IL PRINCIPALE AVVERSARIO DI RENZI: SE STESSO

In fondo, inquadrando questo momento storico, uno dei pochi soggetti forti su piazza è Renzi. E come tale deve convivere con la solitudine dei numeri uno e soprattutto deve guardarsi dal suo principale avversario: se stesso. L’impressione è che questa correzione in corso d’opera suoni come una inconfessabile autocritica, ma che contemporaneamente possa anche rivelarsi saggia, proprio perchè al cospetto di un basso profilo che contrasta con il ritmo scoppiettante del Renzi pensiero dove tutto è movimento spiazzante. Lo scenario dei Mille giorni porta con sé l’idea di una maratona che implica una prevedibile perdita di popolarità. <Renzi – ha scritto Stefano Folli sul <Sole 24 Ore> – non può fare affidamento solo su se stesso e sul carisma personale, come è stato nel primo semestre>.

C’è un altro aspetto sottovalutato, che frena il volontarismo del premier, e che è stato spiegato dall’ulivista Arturo Parisi: l’avanzata del leader democratico s’è svolta nell’arena politica, ma il primato conquistato dal premier nella politica non corrisponde al primato della politica nella società e al passo lento richiesto dal governo dei processi sociali. C’è la sensazione che Renzi abbia verificato nel lavoro quotidiano non solo la distanza fra il dire e il fare (da qui la retorica contro il discussionismo e l’annuncite), ma che abbia intuito in tempo la trappola in cui stava per cadere: quella di replicare gli errori addebitati alla generazione che ha rottamato. L’illusione e la realtà con la testa dura si sono messe in competizione. La democrazia del pubblico, dove i cittadini sono spettatori come ad un talk show, fa tutt’uno con la persona del leader legittimata dall’audience. Non è tuttavia un pranzo di gala: lo ha ricordato la politologa Nadia Urbinati su <Repubblica>, sottolineando come Renzi rischi di non riuscire a stare al passo delle proprie parole, là dove il leader stesso è logorato dal nesso intimo con l’audience.

LE RAGIONI DEL CAMBIO DI PASSO

Il cambio di passo del capo del governo, che potremmo definire una rincorsa frenata, può essere un bagno di realismo se la ricerca totalizzante del consenso si umanizza, passando da fine a strumento.
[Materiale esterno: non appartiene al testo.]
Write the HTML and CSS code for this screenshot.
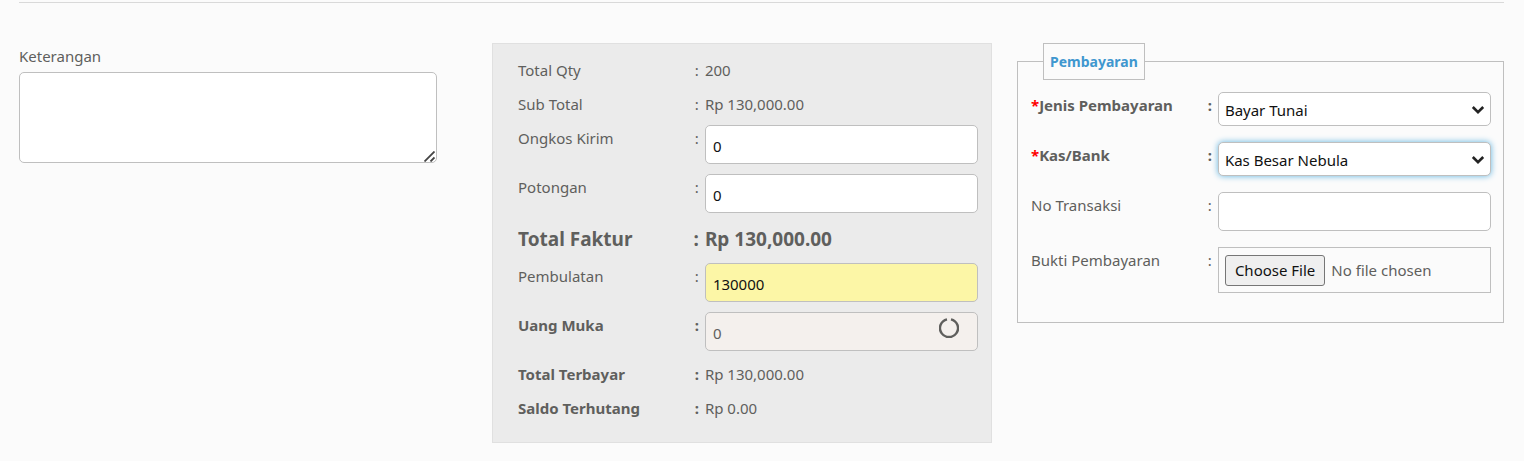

C’è un precedente, a proposito di modello tedesco, un tema che oggi va per la maggiore, e riguarda Schroeder. Il cancelliere socialdemocratico varò le celebri riforme del Welfare che hanno rianimato l’allora malato d’Europa, pagando due prezzi: una scissione interna alla sinistra di governo e la mancata rielezione (compensata da un lauto posto alla Gazprom di Putin, ma questo è un altro discorso). Detto in termini impegnativi: la cronaca di questi anni gli ha dato ragione, i suoi elettori di quel tempo no. Renzi, che per nostra fortuna ha detto di non voler imitare la Thatcher, è a questo bivio: investire il consenso trasversale ricevuto nella ricostruzione del Paese, accettando anche gli oneri di una leadership che si vuole plebiscitaria. Del resto la differenza fra il politico e lo statista l’aveva già spiegata De Gasperi: il primo guarda alle elezioni, il secondo alle prossime generazioni.